Interestingly, when Ashdown testified on March 15, 2002, he spoke about a visit he made to the village of Studencani where he says he inspected a number of weapons. Ashdown claimed that "villagers" had procured the weapons so that they could stave off reprisals by having something to give to the Serbian Police in the event that they came around asking for the surrender of weapons.

The fact that Ashdown's so-called "villagers" were, in fact, members of the KLA proves that he was lying during that part of his testimony. Obviously, the KLA wasn't procuring weapons because they wanted to give them away as some sort of present to the Serbian police. The KLA wanted to procure weapons in order to kill the Serbian Police.

Milosevic proceeded to question Gen. Delic about Ashdown's latest recollection of where he was at when he said he saw Serbian troops shelling several Kosovo villages. When Ashdown testified on March 14, 2002 he said that he was in Albania looking into Kosovo. Now Ashdown says that he was in Kosovo itself.

Gen. Delic said that Ashdown cold not have been in Kosovo at the location he now gives. If Ashdown had been there, especially for the four hours he claims, then he would have been arrested. Delic explained that the border between Albania and Kosovo was sealed to prevent arms trafficking and that the frequent VJ patrols which were in that area at the time Ashdown gives would have arrested him.

Furthermore, Delic testifies that Ashdown couldn't have seen all of the places he claims to have seen, even from the new location he's now giving. To prove his point Delic offered to accompany ICTY investigators to the spot and show them.

During the re-examination Milosevic asked Delic several questions about the 30th Personnel Center of the VJ. Delic explained that this personnel center paid salaries, pensions, and welfare benefits to former JNA soldiers who were deployed in Republika Srpska as members of the VRS. Delic said that the personnel center was only intended to assist soldiers and their families. He said it did not issue orders.

Delic also answered several questions about the SCG Bureau for Cooperation with the ICTY. He spelled out the Bureau's objectives, which were: to provide legal assistance to those dealing with the tribunal and to provide facts and documents relevant to ICTY investigations.

During the cross-examination, Mr. Nice read out a Bureau document which he claimed said that the Bureau opposed "voluntary" cooperation with the ICTY. It turns out that Mr. Nice misspoke (or lied); the document really said that the Bureau opposed "arbitrary", or forced, cooperation with the ICTY.

Following the final conclusion of Gen. Delic's testimony, Bogoljub Janicevic resumed his examination-in-chief. Janicevic is the former chief of the Urosevac SUP.

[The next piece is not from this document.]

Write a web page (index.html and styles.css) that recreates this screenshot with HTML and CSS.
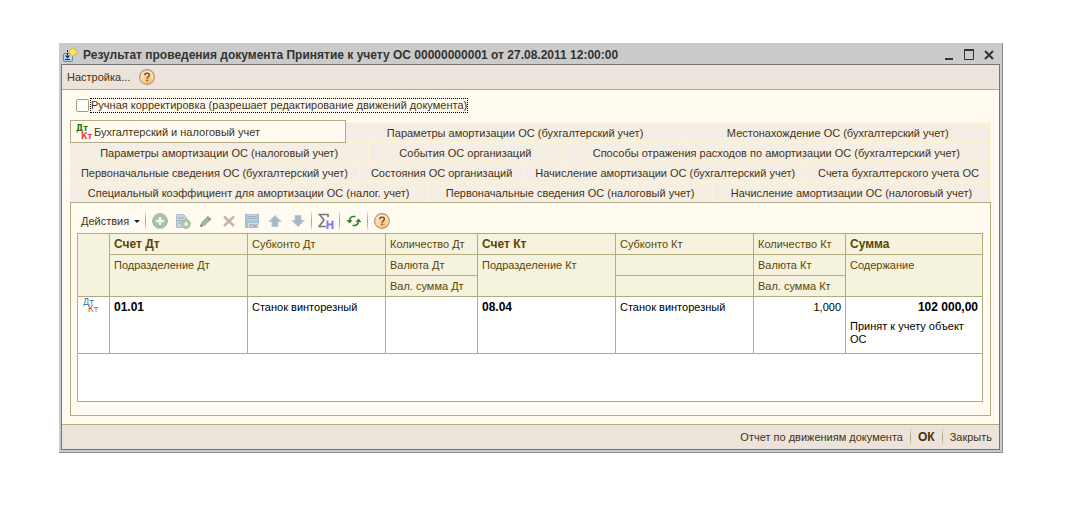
FILE: index.html
```
<!DOCTYPE html>
<html lang="ru">
<head>
    <meta charset="UTF-8">
    <meta name="viewport" content="width=device-width, initial-scale=1.0">
    <title>Результат проведения документа</title>
    <link rel="stylesheet" href="styles.css">
</head>
<body>

    <!-- Общие иконки -->
    <svg class="sprite" aria-hidden="true">
        <defs>
            <radialGradient id="helpFill" cx="0.6" cy="0.75" r="0.75">
                <stop offset="0" stop-color="#ffb95e"/>
                <stop offset="0.5" stop-color="#fbd8a4"/>
                <stop offset="1" stop-color="#f6e8d2"/>
            </radialGradient>
        </defs>
        <symbol id="help" viewBox="0 0 16 16">
            <circle cx="8" cy="8" r="7.4" fill="url(#helpFill)" stroke="#a8927c" stroke-width="1.1"/>
            <path d="M5.700 6.300c0-2.900 4.700-2.900 4.700-.2 0 1.700-2.300 1.800-2.300 3.600" fill="none" stroke="#7a3b12" stroke-width="1.300"/>
            <rect x="7.400" y="10.700" width="1.400" height="1.500" fill="#7a3b12"/>
        </symbol>
    </svg>

    <div class="window">
        <header class="titlebar">
            <svg class="title-icon" viewBox="0 0 16 16" width="16" height="16">
                <rect x="1.500" y="6.500" width="9" height="8" rx="1.500" fill="#b5d7ee" stroke="#5d87a8"/>
                <path d="M5.500 3v6" stroke="#222" stroke-dasharray="2 1"/>
                <path d="M3 8.500h5l-2.500 3z" fill="#222"/>
                <path d="M3 12.500h5" stroke="#222"/>
                <path d="M11 0.500l4.500 4.500-4.500 4.500-4.500-4.500z" fill="#ffe45c" stroke="#e0b030"/>
            </svg>
            <h1>Результат проведения документа Принятие к учету ОС 00000000001 от 27.08.2011 12:00:00</h1>
            <div class="window-buttons">
                <button type="button" aria-label="Свернуть"><svg width="12" height="12"><path d="M2 10h8" stroke="#333" stroke-width="2"/></svg></button>
                <button type="button" aria-label="Развернуть"><svg width="12" height="12"><path d="M1.500 1v9.500h9V1" fill="none" stroke="#333"/><path d="M1 1h10" stroke="#333" stroke-width="2"/></svg></button>
                <button type="button" aria-label="Закрыть окно"><svg width="12" height="12"><path d="M2 2l8 8M10 2l-8 8" stroke="#333" stroke-width="2"/></svg></button>
            </div>
        </header>

        <div class="client">
            <nav class="menubar">
                <button type="button">Настройка...</button>
                <button type="button" aria-label="Справка"><svg width="16" height="16"><use href="#help"/></svg></button>
            </nav>

            <main class="content">
                <div class="manual">
                    <input type="checkbox" id="manual">
                    <label for="manual">Ручная корректировка (разрешает редактирование движений документа)</label>
                </div>

                <!-- Закладки регистров -->
                <div class="tabs" role="tablist">
                    <div class="tab-row">
                        <button type="button" class="tab active" role="tab" aria-selected="true">
                            <svg class="dtkt" width="16" height="16"><text x="0" y="7" fill="#2c7a10">Дт</text><text x="5" y="15" fill="#f04040">Кт</text></svg>
                            Бухгалтерский и налоговый учет
                        </button>
                        <button type="button" class="tab" role="tab">Параметры амортизации ОС (бухгалтерский учет)</button>
                        <button type="button" class="tab" role="tab">Местонахождение ОС (бухгалтерский учет)</button>
                    </div>
                    <div class="tab-row">
                        <button type="button" class="tab" role="tab">Параметры амортизации ОС (налоговый учет)</button>
                        <button type="button" class="tab" role="tab">События ОС организаций</button>
                        <button type="button" class="tab" role="tab">Способы отражения расходов по амортизации ОС (бухгалтерский учет)</button>
                    </div>
                    <div class="tab-row">
                        <button type="button" class="tab" role="tab">Первоначальные сведения ОС (бухгалтерский учет)</button>
                        <button type="button" class="tab" role="tab">Состояния ОС организаций</button>
                        <button type="button" class="tab" role="tab">Начисление амортизации ОС (бухгалтерский учет)</button>
                        <button type="button" class="tab" role="tab">Счета бухгалтерского учета ОС</button>
                    </div>
                    <div class="tab-row">
                        <button type="button" class="tab" role="tab">Специальный коэффициент для амортизации ОС (налог. учет)</button>
                        <button type="button" class="tab" role="tab">Первоначальные сведения ОС (налоговый учет)</button>
                        <button type="button" class="tab" role="tab">Начисление амортизации ОС (налоговый учет)</button>
                    </div>
                </div>

                <section class="panel">
                    <div class="toolbar">
                        <button type="button" class="actions">Действия <span class="arrow"></span></button>
                        <span class="sep"></span>
                        <div class="tools">
                            <button type="button" aria-label="Добавить" disabled><svg width="16" height="16"><circle cx="8" cy="8" r="7.500" fill="#a8c0a4" stroke="#b5b9a8"/><path d="M8 4v8M4 8h8" stroke="#f3f5e8" stroke-width="2.500"/></svg></button>
                            <button type="button" aria-label="Скопировать" disabled><svg width="16" height="16"><path d="M1.500 1.500h7l3 3v10h-10z" fill="#c7d5dc" stroke="#a9bcc8"/><path d="M3 5h6M3 7.500h6M3 10h4" stroke="#98adba"/><circle cx="11" cy="11" r="4.500" fill="#a8c0a4" stroke="#b5c4ac"/><path d="M11 8.500v5M8.500 11h5" stroke="#f3f5e8" stroke-width="1.500"/></svg></button>
                            <button type="button" aria-label="Изменить" disabled><svg width="16" height="16"><path d="M2 14l1.500-5 6.500-6 3.500 3-6.500 6.500z" fill="#a0b79c"/><path d="M9 4l3.500 3" stroke="#88958a" stroke-width="1.500"/><path d="M2 14l1-3 2 2z" fill="#6f7c70"/></svg></button>
                            <button type="button" aria-label="Удалить" disabled><svg width="16" height="16"><path d="M3 3.500l10 9.500M13 3.500l-10 9.500" stroke="#cbb3ae" stroke-width="2.500"/></svg></button>
                            <button type="button" aria-label="Записать" disabled><svg width="16" height="16"><path d="M1 1h14v14H2l-1-1z" fill="#a8bfce"/><path d="M3.500 1.500h9v6h-9z" fill="#c3d3dc"/><path d="M4 3.500h8M4 5.500h8" stroke="#98afbe"/><path d="M4 10h11v5H4z" fill="#d7dfe0"/><text class="ok" x="5" y="15">ОК</text></svg></button>
                            <button type="button" aria-label="Вверх" disabled><svg width="16" height="16"><path d="M8 2.500l6 6h-3v5H5v-5H2z" fill="#a5b9c4" stroke="#bac8ce"/></svg></button>
                            <button type="button" aria-label="Вниз" disabled><svg width="16" height="16"><path d="M8 13.500l6-6h-3v-5H5v5H2z" fill="#a5b9c4" stroke="#bac8ce"/></svg></button>
                        </div>
                        <span class="sep"></span>
                        <button type="button" aria-label="Итоги"><svg width="16" height="16"><path d="M10 4V1.500H1.500L6 7l-5 6.500h7" fill="none" stroke="#777" stroke-width="1.600"/><path d="M9.500 7.500V16M14.500 7.500V16M9 11.500h6" fill="none" stroke="#7d7df5" stroke-width="2"/></svg></button>
                        <span class="sep"></span>
                        <button type="button" aria-label="Обновить"><svg width="16" height="16"><path d="M3.500 8a4.500 4.500 0 0 1 4-4.500h2M12.500 8a4.500 4.500 0 0 1-4 4.500h-2" fill="none" stroke="#25852a" stroke-width="1.600"/><path d="M0.500 7h6l-3 3.500zM9.500 9h6l-3-3.500z" fill="#25852a"/></svg></button>
                        <span class="sep"></span>
                        <button type="button" aria-label="Справка"><svg width="16" height="16"><use href="#help"/></svg></button>
                    </div>

                    <div class="grid">
                        <table>
                            <colgroup>
                                <col class="col-icon"><col class="col-wide"><col class="col-wide"><col class="col-narrow">
                                <col class="col-wide"><col class="col-wide"><col class="col-narrow"><col class="col-sum">
                            </colgroup>
                            <thead>
                                <tr>
                                    <th rowspan="3"></th>
                                    <th class="strong">Счет Дт</th>
                                    <th>Субконто Дт</th>
                                    <th>Количество Дт</th>
                                    <th class="strong">Счет Кт</th>
                                    <th>Субконто Кт</th>
                                    <th>Количество Кт</th>
                                    <th class="strong">Сумма</th>
                                </tr>
                                <tr>
                                    <th rowspan="2">Подразделение Дт</th>
                                    <th></th>
                                    <th>Валюта Дт</th>
                                    <th rowspan="2">Подразделение Кт</th>
                                    <th></th>
                                    <th>Валюта Кт</th>
                                    <th rowspan="2">Содержание</th>
                                </tr>
                                <tr>
                                    <th></th>
                                    <th>Вал. сумма Дт</th>
                                    <th></th>
                                    <th>Вал. сумма Кт</th>
                                </tr>
                            </thead>
                            <tbody>
                                <tr>
                                    <td><svg class="dtkt thin" width="16" height="16"><text x="1" y="8" fill="#2a6ca0">Дт</text><text x="6" y="15" fill="#d03828">Кт</text></svg></td>
                                    <td class="strong">01.01</td>
                                    <td>Станок винторезный</td>
                                    <td></td>
                                    <td class="strong">08.04</td>
                                    <td>Станок винторезный</td>
                                    <td class="num">1,000</td>
                                    <td>
                                        <div class="strong num">102 000,00</div>
                                        <div class="note">Принят к учету объект ОС</div>
                                    </td>
                                </tr>
                            </tbody>
                        </table>
                    </div>
                </section>
            </main>

            <footer class="footer">
                <button type="button">Отчет по движениям документа</button>
                <span class="sep"></span>
                <button type="button" class="strong">ОК</button>
                <span class="sep"></span>
                <button type="button">Закрыть</button>
            </footer>
        </div>
    </div>

</body>
</html>
```
FILE: styles.css
```
* {
    box-sizing: border-box;
}

body {
    margin: 0;
    padding: 43px 83px 43px 59px;
    background-color: #ffffff;
    font-family: "Liberation Sans", Arial, sans-serif;
    font-size: 11px;
    color: #443311;
}

button {
    padding: 0;
    border: none;
    background: none;
    font: inherit;
    color: inherit;
    white-space: nowrap;
}

svg {
    display: block;
}

.sprite {
    position: absolute;
    width: 0;
    height: 0;
}

.window {
    padding: 0 2px 2px;
    background-color: #cbcbcb;
    border-right: 1px solid #8c8c8c;
    border-bottom: 1px solid #8c8c8c;
}

/* Заголовок окна */
.titlebar {
    display: flex;
    align-items: center;
    height: 21px;
    padding: 2px 5px 0 1px;
}

.titlebar h1 {
    flex: 1;
    margin: 0 0 0 5px;
    font-size: 12px;
    line-height: 18px;
    color: #333333;
    white-space: nowrap;
}

.window-buttons {
    display: flex;
    gap: 8px;
}

.client {
    border: 1px solid #747474;
    background-color: #fffbf0;
}

.menubar {
    display: flex;
    align-items: center;
    gap: 9px;
    height: 25px;
    padding: 0 5px;
    background-color: #ece4da;
    border-bottom: 1px solid #b3ac82;
}

.content {
    padding: 8px;
}

.manual {
    display: flex;
    align-items: center;
    gap: 1px;
    height: 15px;
    margin: 0 6px 7px;
}

.manual input {
    appearance: none;
    width: 13px;
    height: 13px;
    margin: 0;
    background-color: #ffffff;
    border: 1px solid #a59d77;
    border-radius: 2px;
}

.manual label {
    border: 1px dotted #000000;
    line-height: 13px;
}

/* Закладки */
.tab-row {
    display: flex;
    height: 20px;
}

.tab-row:first-child {
    height: 22px;
    align-items: flex-end;
}

.tab {
    flex: 1 1 auto;
    height: 20px;
    padding-top: 1px;
    background-color: #f5eee5;
    border: solid #fcf4d2;
    border-width: 1px 1px 0 0;
    line-height: 18px;
}

.tab.active {
    display: flex;
    align-items: center;
    gap: 2px;
    height: 23px;
    margin-bottom: -1px;
    padding: 0 2px 0 5px;
    background-color: #fffbf0;
    border: 1px solid #b3ac82;
    position: relative;
}

.dtkt {
    overflow: visible;
    font-family: "DejaVu Sans", sans-serif;
    font-size: 8px;
    font-weight: bold;
}

.dtkt.thin {
    font-weight: normal;
}

.panel {
    padding: 8px 7px 13px 6px;
    border: 1px solid #b3ac82;
}

.toolbar {
    display: flex;
    align-items: center;
    height: 20px;
    margin-bottom: 2px;
    padding-left: 4px;
}

.actions {
    display: flex;
    align-items: center;
    gap: 5px;
}

.arrow {
    border: 3px solid transparent;
    border-top-color: #222222;
    border-bottom: none;
}

.sep {
    width: 1px;
    height: 18px;
    margin: 0 6px 0 5px;
    background: linear-gradient(#e6e0c8, #aaa37c, #e6e0c8);
}

.tools {
    display: flex;
    gap: 7px;
}

.ok {
    font-size: 6px;
    font-weight: bold;
    fill: #88a0b0;
}

/* Таблица проводок */
.grid {
    min-height: 169px;
    background-color: #ffffff;
    border: 1px solid #b3ac82;
}

table {
    width: 100%;
    table-layout: fixed;
    border-spacing: 0;
}

.col-icon {
    width: 32px;
}

.col-wide {
    width: 138px;
}

.col-narrow {
    width: 92px;
}

.col-sum {
    width: 136px;
}

th, td {
    padding: 0 4px;
    border: solid #b3ac82;
    border-width: 0 1px 1px 0;
    line-height: 20px;
    text-align: left;
    vertical-align: top;
    white-space: nowrap;
}

th:last-child[rowspan], tr:first-child > :last-child {
    border-right: none;
}

th {
    height: 21px;
    background-color: #f5f2de;
    font-weight: normal;
    color: #5c4608;
}

td {
    height: 57px;
    color: #000000;
}

.strong {
    font-size: 12px;
    font-weight: bold;
}

.num {
    text-align: right;
}

.note {
    margin-top: 3px;
    line-height: 13px;
    white-space: normal;
}

.footer {
    display: flex;
    align-items: center;
    justify-content: flex-end;
    height: 25px;
    padding-right: 7px;
    background-color: #ece4da;
    border-top: 1px solid #b3ac82;
}

.footer .sep {
    margin: 0 7px;
}
```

Janicevic presented several pages of documents showing that Serbian police officers were arrested and prosecuted whenever they committed crimes. These documents prove that the Serbian Government did not turn a blind eye to police misconduct in Kosovo. This is not the first time such documents have been exhibited, Col. Paponjak and Gen. Stevanovic presented similar documents when they testified.

The witness also presented the court with detailed statistics on crimes committed in the area of the Urosevac SUP's responsibility. These documents showed that the KLA was very active and required an urgent police response.

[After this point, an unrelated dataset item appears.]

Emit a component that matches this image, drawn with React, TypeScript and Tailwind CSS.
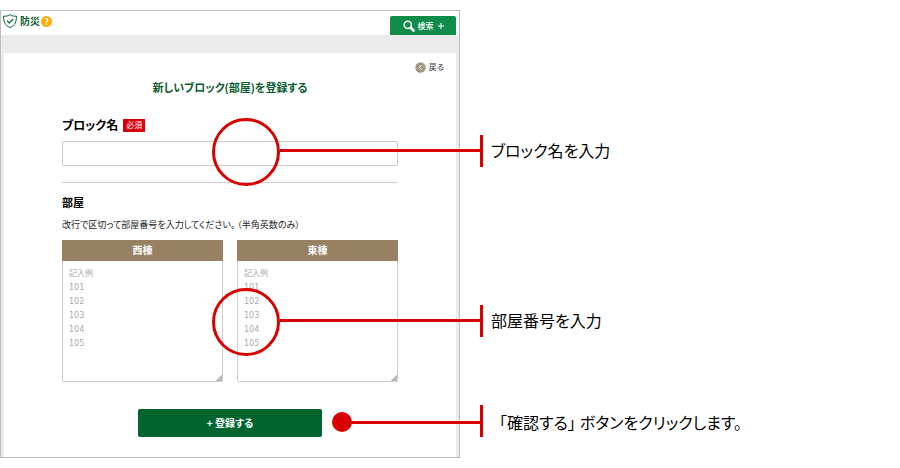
import React from "react";

const EXAMPLE = "記入例\n101\n102\n103\n104\n105";

type CalloutProps = {
  kind: "ring" | "dot";
  className: string;
  children: React.ReactNode;
};

/* Red marker, leader line and end bar, followed by the instruction text. */
function Callout({ kind, className, children }: CalloutProps) {
  const ring = kind === "ring";
  return (
    <div className={`pointer-events-none absolute z-10 flex h-8 ${className}`}>
      {ring ? (
        <span className="-mt-[17px] size-[68px] shrink-0 rounded-full border-3 border-[#d80000]" />
      ) : (
        <span className="mt-[7px] size-5 shrink-0 rounded-full bg-[#d80000]" />
      )}
      <span className={`h-[3px] flex-1 bg-[#d80000] ${ring ? "mt-[14px]" : "mt-4 -ml-px"}`} />
      <span className="h-8 w-[3px] shrink-0 bg-[#d80000]" />
      <p
        className={`absolute left-full whitespace-nowrap text-[16px] leading-[30px] text-black [font-feature-settings:'palt'] ${
          ring ? "ml-2" : "ml-4 mt-0.5"
        }`}
      >
        {children}
      </p>
    </div>
  );
}

function RoomColumn({ id, name }: { id: string; name: string }) {
  return (
    <div className="flex flex-col">
      <label
        htmlFor={id}
        className="block h-[21px] bg-[#988163] text-center text-[10px] font-bold leading-5 text-white"
      >
        {name}
      </label>
      <textarea
        id={id}
        placeholder={EXAMPLE}
        className="block h-[121px] w-full rounded-b-xs border border-t-0 border-[#cccccc] bg-white px-1.5 py-1.5 font-['DejaVu_Sans','Noto_Sans_CJK_JP',sans-serif] text-[8px] leading-[14px] text-black outline-none placeholder:text-[#aaaaaa] [&::-webkit-resizer]:bg-[linear-gradient(135deg,transparent_78%,#bbbbbb_78%)]"
      />
    </div>
  );
}

function Header() {
  return (
    <header className="flex h-6 justify-between bg-white">
      <div className="flex h-5 items-center pl-0.5">
        <svg viewBox="0 0 14 14" className="size-[14px]" fill="none" stroke="#0a6336" strokeLinejoin="round">
          <path d="M7 .6C5.200 2 3 2.400.600 2.100c-.2 5.500 1.300 9.500 6.400 11.400 5.100-1.900 6.600-5.900 6.400-11.400C11 2.400 8.800 2 7 .6Z" />
          <path d="m4 6.700 2.300 2.300 4-4.200" strokeWidth="1.200" />
        </svg>
        <h1 className="ml-[3px] text-[10px] font-bold leading-4 text-[#0a5c31]">防災</h1>
        <button
          type="button"
          aria-label="ヘルプ"
          className="ml-px flex size-[11px] items-center justify-center rounded-full bg-[#ffab00] text-[9px] font-bold leading-none text-white"
        >
          ?
        </button>
      </div>
      <button
        type="button"
        className="mr-[3px] mt-[5px] flex h-[19px] w-[66px] items-center justify-center rounded-t-xs bg-[#0f8c4a] text-[8px] font-medium text-white"
      >
        <svg viewBox="0 0 12 12" className="size-3" fill="none" stroke="currentColor">
          <circle cx="4.800" cy="4.800" r="3.600" strokeWidth="1.500" />
          <path d="m8 8 2.500 2.500" strokeWidth="2.600" strokeLinecap="round" />
        </svg>
        <span className="ml-[3px]">検索</span>
        <svg viewBox="0 0 6 6" className="ml-1 size-1.5" stroke="currentColor">
          <path d="M0 3h6M3 0v6" />
        </svg>
      </button>
    </header>
  );
}

export default function App() {
  return (
    <div className="bg-white pt-[10px] pb-[10px] font-['Noto_Sans_CJK_JP',sans-serif]" lang="ja">
      <main className="w-23/45 min-w-[460px] border border-[#bdbdbd] bg-[#ebebeb]">
        <Header />
        <section className="mx-[3px] mt-[18px] bg-white pt-2 pb-5">
          <div className="flex h-3 justify-end pr-3">
            <a href="#back" className="flex items-center gap-[3px] text-[8px] leading-3 text-[#333333] [font-feature-settings:'palt']">
              <svg viewBox="0 0 11 11" className="size-[11px]">
                <circle cx="5.500" cy="5.500" r="5.200" fill="#a39785" />
                <path d="M6.500 3.300 4.300 5.500l2.200 2.200" fill="none" stroke="white" />
              </svg>
              戻る
            </a>
          </div>
          <h2 className="mt-1.5 text-center text-[11px] font-bold leading-4 text-[#0a5c31] [font-feature-settings:'palt']">
            新しいブロック(部屋)を登録する
          </h2>
          <form className="mt-[22px] px-[58px]" onSubmit={(e) => e.preventDefault()}>
            <div className="flex h-4 items-center gap-[5px]">
              <label htmlFor="block-name" className="text-[12px] font-bold leading-4 text-black [font-feature-settings:'palt']">
                ブロック名
              </label>
              <span className="h-[13px] bg-[#dc000c] px-[3px] text-[8px] leading-3 text-white">必須</span>
            </div>
            <div className="relative mt-2">
              <input
                id="block-name"
                type="text"
                className="block h-[25px] w-full rounded-xs border border-[#cccccc] bg-white px-1.5 text-[10px] outline-none"
              />
              <Callout kind="ring" className="-top-1.5 -right-[85px] left-[150px]">
                ブロック名を入力
              </Callout>
            </div>
            <hr className="mt-4 border-[#cccccc]" />
            <h3 className="mt-[11px] text-[11px] font-bold leading-4 text-black">部屋</h3>
            <p className="mt-[7px] text-[9px] leading-4 text-[#222222] [font-feature-settings:'palt']">
              改行で区切って部屋番号を入力してください。
              <span className="ml-0.5">（半角英数のみ）</span>
            </p>
            <div className="relative mt-[7px] grid grid-cols-2 gap-[14px]">
              <RoomColumn id="rooms-west" name="西棟" />
              <RoomColumn id="rooms-east" name="東棟" />
              <Callout kind="ring" className="top-[65px] -right-[85px] left-[150px]">
                部屋番号を入力
              </Callout>
            </div>
            <div className="relative mt-[27px] flex justify-center">
              <button
                type="submit"
                className="h-7 w-[184px] rounded-xs bg-[#00642f] text-[10px] font-bold leading-4 text-white [font-feature-settings:'palt']"
              >
                + 登録する
              </button>
              <Callout kind="dot" className="-top-1 -right-[85px] left-[calc(50%+102px)]">
                「確認する」<span className="ml-1">ボタンをクリックします。</span>
              </Callout>
            </div>
          </form>
        </section>
      </main>
    </div>
  );
}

From 1998 until mid-1999, in the Urosevac area alone, the KLA purpetrated 118 terrorist attacks killing 125 people (75 civilians, 18 policemen, and 32 VJ soldiers; of the civilians killed 18 were Albanans, and 57 were non-Albanians). The KLA kidnapped 137 people: they released 50, 5 were found dead, and the fate of the rest is unknown.

These statistics show that the KLA terrorized Albanians and non-Albanians alike. The Serbian Government would have been remiss in its duties had it not sought to eliminate the KLA.

Janicevic will continue his testimony on Friday.